Joy and anger were united in a single moment for me this week, when I finally received Season 5 of The Wire in the post, only to discover that I'd also been fined £8 by Royal Mail for not paying the relevant import duties on my package.

I'd ordered the DVDs from the US branch of Amazon.com, as the box set was released in the States two weeks ago, but won't be available in UK stores until the end of next month.

Given that the DVDs cost less than $39 (£21) – with another $10 for postage across the pond – I was pretty sure that I wouldn't be subject to any import duties or taxes.
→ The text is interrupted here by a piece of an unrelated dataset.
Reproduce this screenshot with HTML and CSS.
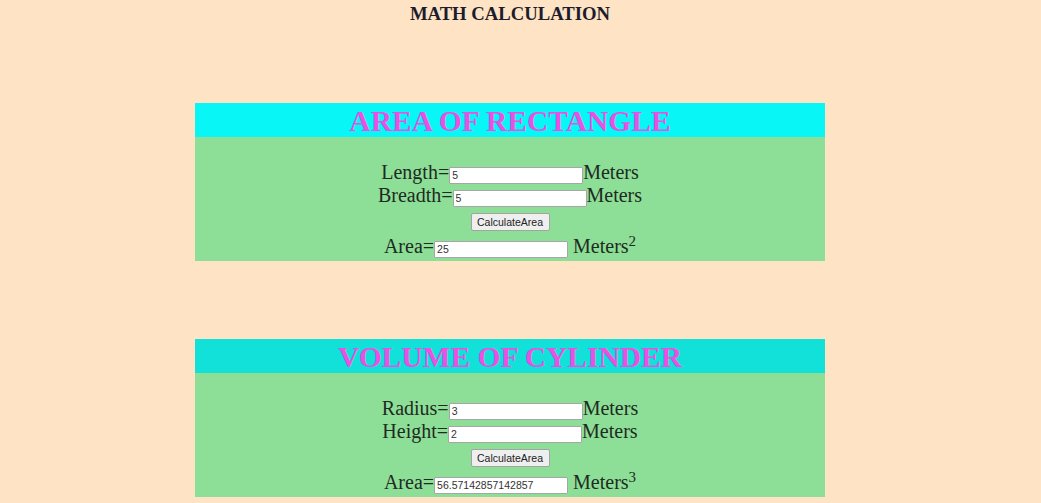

I'm married to an American, and make regular trips to the States, so I've long been aware of the rules that say I can bring £145 of goods back home each trip, before I'll be hit with any kind of UK tax bill.

What I didn't realise was that when it comes to items sent in the mail, that limit is just £18 – or £36 if they're gifts from one private individual to another.

Perhaps unsurprisingly, there's no mention of any of this on Amazon's website at the time of purchase. There is, however, some info in the "Help" section of the site, which perhaps understandably says that import duties and taxes are the customer's responsibility and not theirs. Fair enough, I suppose, but it's a shame that this warning is not clearly posted at the point of sale, rather than buried somewhere in the depths.

If I'd known about my tax bill, I'd certainly never have had any problem paying it. The DVDs were much cheaper from the American Amazon site than they will be when they're released over here – even after the extra postage had been taken into account – so the £4.59 which I apparently owed in tax seemed a small price to pay for having my hands on the finale of my favourite TV show a whole month early.

But what really got me angry was having to pay Royal Mail an additional £8 admin charge for intercepting my package – a fine that I had no way of avoiding, as I was never once given the chance to pay my import duty beforehand.

Worst of all, this daylight robbery is sanctioned by Her Majesty's Revenue & Customs department, which provides no way of pre-paying your import duty. On the HMRC website, it merely states that the Royal Mail (or courier company) may levy a charge for collecting the import duty.

This has to be a matter for the competition authorities. In today's global society, thousands of British people order goods from internet sites based outside the EU, so how can it be fair that consumers have no choice but to accept an £8 fine from Royal Mail, to pay a bill that they may have always been perfectly happy to pay? There's no alternative, no competition.

At the very least, Royal Mail should have to make its charges proportionate. You can send a letter from one side of the country to the other, and request a signature at the other end, for a couple of quid. So how can it justify an £8 charge for administering collection of a VAT bill?

The Office of Fair Trading is currently in court attempting to outlaw penal bank charges and I can see little difference between these unfair fees and Royal Mail's "international handling fee". The problem, perhaps, is that Royal Mail is still owned by the Government.

Fortunately, the tax threshold is rising to £120 in December, after which most small orders will not be caught out by this scam. But if you're ordering anything more valuable – be careful.